> **Data provided**

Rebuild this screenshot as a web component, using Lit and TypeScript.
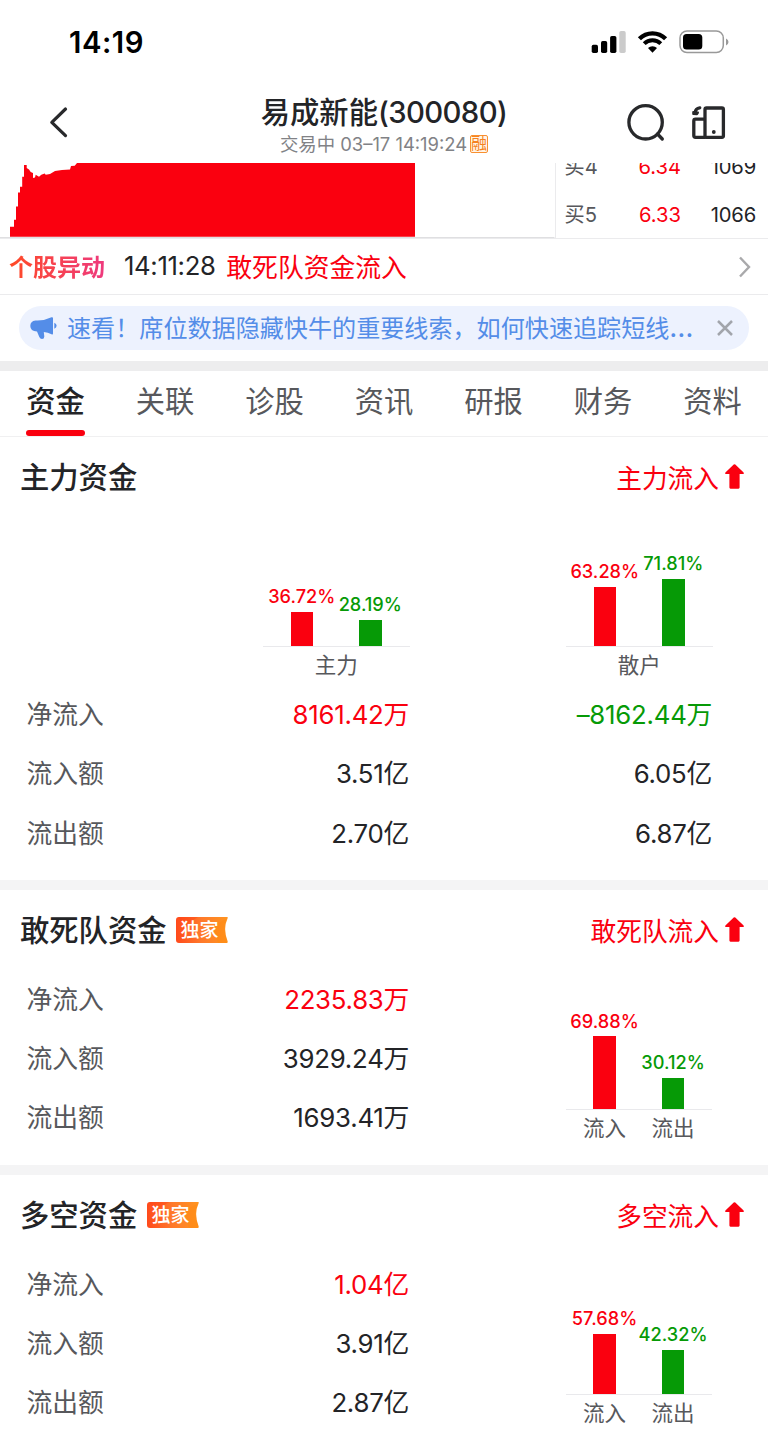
import { LitElement, html, css, nothing } from "lit";
import { customElement, property } from "lit/decorators.js";

type Tone = "up" | "down" | "plain";
interface Bar { pct: string; height: number; tone: Tone; label?: string }
interface Row { name: string; values: { text: string; tone: Tone }[] }

@customElement("bar-pair")
class BarPair extends LitElement {
  @property({ attribute: false }) bars: Bar[] = [];
  @property() caption = "";

  static styles = css`
    :host { display: block; width: 146.5px; }
    .plot { height: 110px; display: flex; align-items: flex-end; padding-left: 4.5px; border-bottom: 1px solid #e9e9ec; }
    .col { width: 68.5px; display: flex; flex-direction: column; align-items: center; }
    .pct { font-size: 18.2px; line-height: 22px; font-weight: 500; margin-bottom: 4.5px; white-space: nowrap; }
    .bar { width: 22.5px; }
    .up .pct { color: #fa000f; }
    .up .bar { background: #fa000f; }
    .down .pct { color: #069a06; }
    .down .bar { background: #069a06; }
    .names { display: flex; justify-content: center; height: 37px; line-height: 37px; font-size: 21.5px; color: #57585c; }
    .names.split { justify-content: flex-start; padding-left: 4.5px; }
    .name { width: 68.5px; text-align: center; }
  `;

  render() {
    return html`
      <div class="plot">
        ${this.bars.map((b) => html`
          <div class="col ${b.tone}">
            <span class="pct">${b.pct}</span>
            <div class="bar" style="height:${b.height}px"></div>
          </div>`)}
      </div>
      ${this.caption
        ? html`<div class="names">${this.caption}</div>`
        : html`<div class="names split">${this.bars.map((b) => html`<span class="name">${b.label}</span>`)}</div>`}
    `;
  }
}

@customElement("fund-section")
class FundSection extends LitElement {
  @property() heading = "";
  @property() flow = "";
  @property({ type: Boolean }) exclusive = false;
  @property({ attribute: false }) rows: Row[] = [];
  @property({ attribute: false }) side: Bar[] = [];
  @property({ attribute: false }) top: { caption: string; bars: Bar[] }[] = [];

  static styles = css`
    :host { display: block; background: #fff; }
    .head { height: 80px; display: flex; align-items: center; padding: 0 24px 0 20px; box-sizing: border-box; }
    .title { font-size: 29.3px; font-weight: 500; color: #232427; padding-bottom: 3px; }
    .badge { margin-left: 10px; width: 52px; height: 26px; }
    .badge text { font-size: 19px; font-weight: 500; fill: #fff; }
    .flow { margin-left: auto; font-size: 25.7px; color: #fa000f; padding-bottom: 1px; }
    .arrow { margin-left: 6px; width: 19px; height: 25px; }
    .charts { display: flex; gap: 156.5px; padding: 19.5px 0 0 263px; height: 168.3px; box-sizing: border-box; }
    .body { display: flex; }
    .table { flex: none; }
    .row { display: flex; height: 59.4px; line-height: 59.4px; font-size: 25.8px; }
    .name { width: 200px; padding-left: 26.5px; color: #57585c; }
    .value { width: 182.6px; text-align: right; color: #232427; white-space: nowrap; letter-spacing: -.25px; }
    .value + .value { width: 303px; }
    .value.up { color: #fa000f; }
    .value.down { color: #069a06; }
    .side { margin-left: 156.7px; padding-top: 29.5px; }
  `;

  render() {
    return html`
      <div class="head">
        <span class="title">${this.heading}</span>
        ${this.exclusive ? html`
          <svg class="badge" viewBox="0 0 52 26">
            <defs>
              <linearGradient id="g" x1="0" y1="0" x2="1" y2="0">
                <stop offset="0" stop-color="#ff4a1c"></stop>
                <stop offset="0.5" stop-color="#ff7a2b"></stop>
                <stop offset="1" stop-color="#ff951f"></stop>
              </linearGradient>
            </defs>
            <path d="M3 0H51.2Q52 0 51.7 1Q46.500 12 51.7 24.6Q52 26 51 26H3Q0 26 0 23V3Q0 0 3 0Z" fill="url(#g)"></path>
            <path d="M2 0H22L8 9Z" fill="#ff3c12" opacity=".35"></path>
            <path d="M36 9L50 2L48.500 12L51 26H42Z" fill="#ff8a10" opacity=".45"></path>
            <text x="4.500" y="20.300">独家</text>
          </svg>` : nothing}
        <span class="flow">${this.flow}</span>
        <svg class="arrow" viewBox="0 0 19 25">
          <path d="M8.700 .6Q9.500 -.1 10.300 .6L18.600 8.600Q19.200 10 18 10H14.600V23.600Q14.600 24.700 13.500 24.700H5.500Q4.400 24.700 4.400 23.600V10H1Q-.2 10 .4 8.600Z" fill="#fa000f"></path>
        </svg>
      </div>
      ${this.top.length ? html`<div class="charts">
        ${this.top.map((c) => html`<bar-pair .bars=${c.bars} .caption=${c.caption}></bar-pair>`)}
      </div>` : nothing}
      <div class="body">
        <div class="table">
          ${this.rows.map((r) => html`<div class="row">
            <span class="name">${r.name}</span>
            ${r.values.map((v) => html`<span class="value ${v.tone}">${v.text}</span>`)}
          </div>`)}
        </div>
        ${this.side.length ? html`<div class="side"><bar-pair .bars=${this.side}></bar-pair></div>` : nothing}
      </div>
    `;
  }
}

const pair = (a: string, b: string, scale: number): Bar[] => [
  { pct: a + "%", height: parseFloat(a) * scale, tone: "up", label: "流入" },
  { pct: b + "%", height: parseFloat(b) * scale, tone: "down", label: "流出" },
];

@customElement("app-root")
class AppRoot extends LitElement {
  static styles = css`
    :host { display: block; width: 768px; height: 1443px; overflow: hidden; background: #fff; color: #232427; font-family: Inter, "Noto Sans CJK SC", sans-serif; }
    .status { height: 84px; display: flex; justify-content: space-between; }
    .time { padding-left: 69px; line-height: 85px; font-size: 29.3px; font-weight: 600; color: #000; letter-spacing: .5px; }
    .indicators { width: 148px; height: 60px; margin-right: 30px; }
    .nav { height: 79px; display: grid; grid-template-columns: 160px 1fr 160px; }
    .back { width: 80px; height: 79px; }
    .tools { width: 160px; height: 79px; }
    .names { display: flex; flex-direction: column; align-items: center; padding-top: 9px; }
    .stock { height: 39px; line-height: 39px; font-size: 29.3px; font-weight: 500; white-space: nowrap; }
    .code { letter-spacing: -.6px; }
    .sub { height: 24px; line-height: 24px; display: flex; align-items: center; font-size: 18.4px; color: #818286; white-space: nowrap; }
    .tag { margin-left: 3px; width: 16px; height: 16px; border: 1px solid #f99030; border-radius: 2px; background: #fff4e6; color: #f58220; font-size: 16px; line-height: 15px; text-align: center; }
    .quote { height: 75.500px; display: flex; border-bottom: 1px solid #ebebed; overflow: hidden; box-sizing: border-box; }
    .trend { width: 554.5px; height: 75px; flex: none; border-right: 1px solid #ebebed; }
    .book { flex: 1; height: 75px; overflow: hidden; display: flex; flex-direction: column; justify-content: flex-end; }
    .level { display: flex; flex: none; height: 47.5px; line-height: 47.5px; font-size: 20.2px; }
    .side { width: 63.5px; padding-left: 9px; color: #57585c; }
    .price { width: 53px; text-align: right; color: #fa000f; }
    .vol { width: 75px; text-align: right; letter-spacing: -.2px; }
    .alert { height: 56px; display: flex; align-items: center; border-bottom: 1px solid #ebebed; box-sizing: border-box; padding: 0 0 1px 9px; white-space: nowrap; }
    .kind { font-size: 24px; font-weight: 700; background: linear-gradient(90deg, #ff4a25, #ee3a7e); -webkit-background-clip: text; background-clip: text; color: transparent; padding-bottom: 1px; }
    .at { margin-left: 19px; font-size: 25.700px; width: 102.3px; letter-spacing: -.35px; }
    .what { font-size: 25.8px; color: #fa000f; }
    .more { margin-left: auto; margin-right: 17px; margin-top: 2px; width: 14px; height: 24px; }
    .notice { padding: 11px 19px; height: 66.5px; box-sizing: border-box; }
    .pill { height: 44px; border-radius: 22px; background: #edf2fe; color: #548de8; display: flex; align-items: center; padding-left: 11px; }
    .horn { width: 28px; height: 26px; }
    .tip { margin-left: 9px; font-size: 24.1px; line-height: 44px; white-space: nowrap; padding-top: 2px; }
    .dots { font-size: 28px; line-height: 1; }
    .close { margin-left: auto; margin-right: 15px; width: 18px; height: 18px; }
    .gap { height: 9.5px; background: #ededee; }
    .gap.soft { background: #f4f4f5; }
    .tabs { height: 66px; display: flex; padding-left: .7px; border-bottom: 1px solid #f0f0f1; box-sizing: border-box; }
    .tab { width: 109.5px; flex: none; display: flex; flex-direction: column; align-items: center; justify-content: space-between; font-size: 29.3px; color: #57585c; }
    .word { height: 59px; line-height: 62px; }
    .tab.on { color: #232427; font-weight: 500; }
    .mark { width: 59px; height: 6px; border-radius: 3px; background: #fa000f; }
    .main { height: 443.500px; }
    .mid { height: 275.500px; }
  `;

  render() {
    const tabs = ["资金", "关联", "诊股", "资讯", "研报", "财务", "资料"];
    const ink = "#28292b";
    return html`
      <div class="status">
        <span class="time">14:19</span>
        <svg class="indicators" viewBox="590 0 148 60">
          <rect x="591.7" y="44.7" width="6.300" height="8.300" rx="1.700"></rect>
          <rect x="601" y="41" width="6.200" height="12" rx="1.700"></rect>
          <rect x="610.100" y="36" width="6.300" height="17" rx="1.700"></rect>
          <rect x="619.300" y="31" width="6.400" height="22" rx="1.700" fill="#cbcbcb"></rect>
          <g fill="none" stroke="#000">
            <path d="M639.400 38.800A18.600 18.600 0 0 1 665.600 38.800" stroke-width="4.400"></path>
            <path d="M644.200 43.600A11.800 11.800 0 0 1 660.800 43.600" stroke-width="4"></path>
          </g>
          <path d="M648 48A6.400 6.400 0 0 1 657 48L652.500 52.700Z"></path>
          <rect x="680" y="31" width="43.300" height="21.500" rx="7" fill="none" stroke="#999" stroke-width="1.500"></rect>
          <rect x="683" y="34" width="19.300" height="15.600" rx="3.600"></rect>
          <path d="M726 38.500Q728.500 39.800 728.500 42T726 45.500Z" fill="#999"></path>
        </svg>
      </div>
      <div class="nav">
        <svg class="back" viewBox="0 84 80 79">
          <path d="M65.500 109L51.800 122.300L65.500 135.600" fill="none" stroke=${ink} stroke-width="3.200" stroke-linecap="round" stroke-linejoin="round"></path>
        </svg>
        <div class="names">
          <div class="stock">易成新能<span class="code">(300080)</span></div>
          <div class="sub"><span>交易中 03–17 14:19:24</span><span class="tag">融</span></div>
        </div>
        <svg class="tools" viewBox="608 84 160 79" fill="none" stroke=${ink} stroke-width="3.300" stroke-linecap="round" stroke-linejoin="round">
          <circle cx="645.600" cy="122.300" r="16.700"></circle>
          <path d="M657.500 134L662.300 139"></path>
          <rect x="705" y="108" width="18.400" height="29.300" rx="1.500"></rect>
          <path d="M703.500 119.200H695.500Q693.800 119.200 693.800 121V135.500Q693.800 137.300 695.500 137.300H705"></path>
          <path d="M699.800 107.800Q695.400 108.300 695.200 112.500" stroke-width="3.200"></path>
          <path d="M693.200 112L698 112.600L697 114.200L693.200 114Z" stroke-width="2" fill=${ink}></path>
          <circle cx="713.800" cy="132" r="1.900" fill=${ink} stroke="none"></circle>
        </svg>
      </div>
      <div class="quote">
        <svg class="trend" viewBox="0 163.300 554.500 75">
          <path fill="#fa000f" d="M10 227H14V220H16V206.700H18V192.700H20V187H22.200V177H24V165.300H26.700V168.300L29 169.700L30.700 172.300L33 173.300V178.300L35 177.700L35.700 175L39 177L41.300 175L44.700 173.700L45.700 175L50 174.300L55 171.300L62 170.300L70 169.700L71 166.300L74.700 166L77 163.300H415V237H10Z"></path>
          <path d="M0 237.900H554.500" stroke="#dcdcde"></path>
        </svg>
        <div class="book">
          <div class="level"><span class="side">买4</span><span class="price">6.34</span><span class="vol">1069</span></div>
          <div class="level"><span class="side">买5</span><span class="price">6.33</span><span class="vol">1066</span></div>
        </div>
      </div>
      <div class="alert">
        <span class="kind">个股异动</span><span class="at">14:11:28</span><span class="what">敢死队资金流入</span>
        <svg class="more" viewBox="0 0 14 24"><path d="M3 2.500L12 12L3 21.500" fill="none" stroke="#a9a9ab" stroke-width="2.400"></path></svg>
      </div>
      <div class="notice">
        <div class="pill">
          <svg class="horn" viewBox="0 0 28 26" fill="#548de8">
            <path d="M5.500 5.500Q14 6 21.500 2.300Q23 1.800 23 3.300V18.500Q23 20 21.500 19.200Q18 17.300 13.800 17L14.300 21.500Q14.300 24 12 24Q10.200 24 9.300 22L7 16.500Q.3 16 .3 11Q.3 6 5.500 5.500Z"></path>
            <path d="M24.300 7.800Q26.600 8.600 26.600 10.800T24.300 13.800Z"></path>
          </svg>
          <span class="tip">速看！席位数据隐藏快牛的重要线索，如何快速追踪短线<span class="dots">…</span></span>
          <svg class="close" viewBox="0 0 18 18"><path d="M2 2L16 16M16 2L2 16" stroke="#a2a5ac" stroke-width="2.500"></path></svg>
        </div>
      </div>
      <div class="gap"></div>
      <div class="tabs">
        ${tabs.map((t, i) => html`<div class="tab ${i === 0 ? "on" : ""}"><span class="word">${t}</span>${i === 0 ? html`<i class="mark"></i>` : nothing}</div>`)}
      </div>
      <fund-section class="main" heading="主力资金" flow="主力流入"
        .top=${[{ caption: "主力", bars: pair("36.72", "28.19", 0.934) }, { caption: "散户", bars: pair("63.28", "71.81", 0.934) }]}
        .rows=${[
          { name: "净流入", values: [{ text: "8161.42万", tone: "up" }, { text: "–8162.44万", tone: "down" }] },
          { name: "流入额", values: [{ text: "3.51亿", tone: "plain" }, { text: "6.05亿", tone: "plain" }] },
          { name: "流出额", values: [{ text: "2.70亿", tone: "plain" }, { text: "6.87亿", tone: "plain" }] },
        ]}></fund-section>
      <div class="gap soft"></div>
      <fund-section class="mid" heading="敢死队资金" flow="敢死队流入" exclusive
        .side=${pair("69.88", "30.12", 1.04)}
        .rows=${[
          { name: "净流入", values: [{ text: "2235.83万", tone: "up" }] },
          { name: "流入额", values: [{ text: "3929.24万", tone: "plain" }] },
          { name: "流出额", values: [{ text: "1693.41万", tone: "plain" }] },
        ]}></fund-section>
      <div class="gap soft"></div>
      <fund-section heading="多空资金" flow="多空流入" exclusive
        .side=${pair("57.68", "42.32", 1.045)}
        .rows=${[
          { name: "净流入", values: [{ text: "1.04亿", tone: "up" }] },
          { name: "流入额", values: [{ text: "3.91亿", tone: "plain" }] },
          { name: "流出额", values: [{ text: "2.87亿", tone: "plain" }] },
        ]}></fund-section>
    `;
  }
}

> **Task prompt**
Exactly as they appear, print the lines of the listing above from its first line through the line that contains "string; bars: Bar[]", minus the pictures.

> **Result**
Rebuild this screenshot as a web component, using Lit and TypeScript.
import { LitElement, html, css, nothing } from "lit";
import { customElement, property } from "lit/decorators.js";

type Tone = "up" | "down" | "plain";
interface Bar { pct: string; height: number; tone: Tone; label?: string }
interface Row { name: string; values: { text: string; tone: Tone }[] }

@customElement("bar-pair")
class BarPair extends LitElement {
  @property({ attribute: false }) bars: Bar[] = [];
  @property() caption = "";

  static styles = css`
    :host { display: block; width: 146.5px; }
    .plot { height: 110px; display: flex; align-items: flex-end; padding-left: 4.5px; border-bottom: 1px solid #e9e9ec; }
    .col { width: 68.5px; display: flex; flex-direction: column; align-items: center; }
    .pct { font-size: 18.2px; line-height: 22px; font-weight: 500; margin-bottom: 4.5px; white-space: nowrap; }
    .bar { width: 22.5px; }
    .up .pct { color: #fa000f; }
    .up .bar { background: #fa000f; }
    .down .pct { color: #069a06; }
    .down .bar { background: #069a06; }
    .names { display: flex; justify-content: center; height: 37px; line-height: 37px; font-size: 21.5px; color: #57585c; }
    .names.split { justify-content: flex-start; padding-left: 4.5px; }
    .name { width: 68.5px; text-align: center; }
  `;

  render() {
    return html`
      <div class="plot">
        ${this.bars.map((b) => html`
          <div class="col ${b.tone}">
            <span class="pct">${b.pct}</span>
            <div class="bar" style="height:${b.height}px"></div>
          </div>`)}
      </div>
      ${this.caption
        ? html`<div class="names">${this.caption}</div>`
        : html`<div class="names split">${this.bars.map((b) => html`<span class="name">${b.label}</span>`)}</div>`}
    `;
  }
}

@customElement("fund-section")
class FundSection extends LitElement {
  @property() heading = "";
  @property() flow = "";
  @property({ type: Boolean }) exclusive = false;
  @property({ attribute: false }) rows: Row[] = [];
  @property({ attribute: false }) side: Bar[] = [];
  @property({ attribute: false }) top: { caption: string; bars: Bar[] }[] = [];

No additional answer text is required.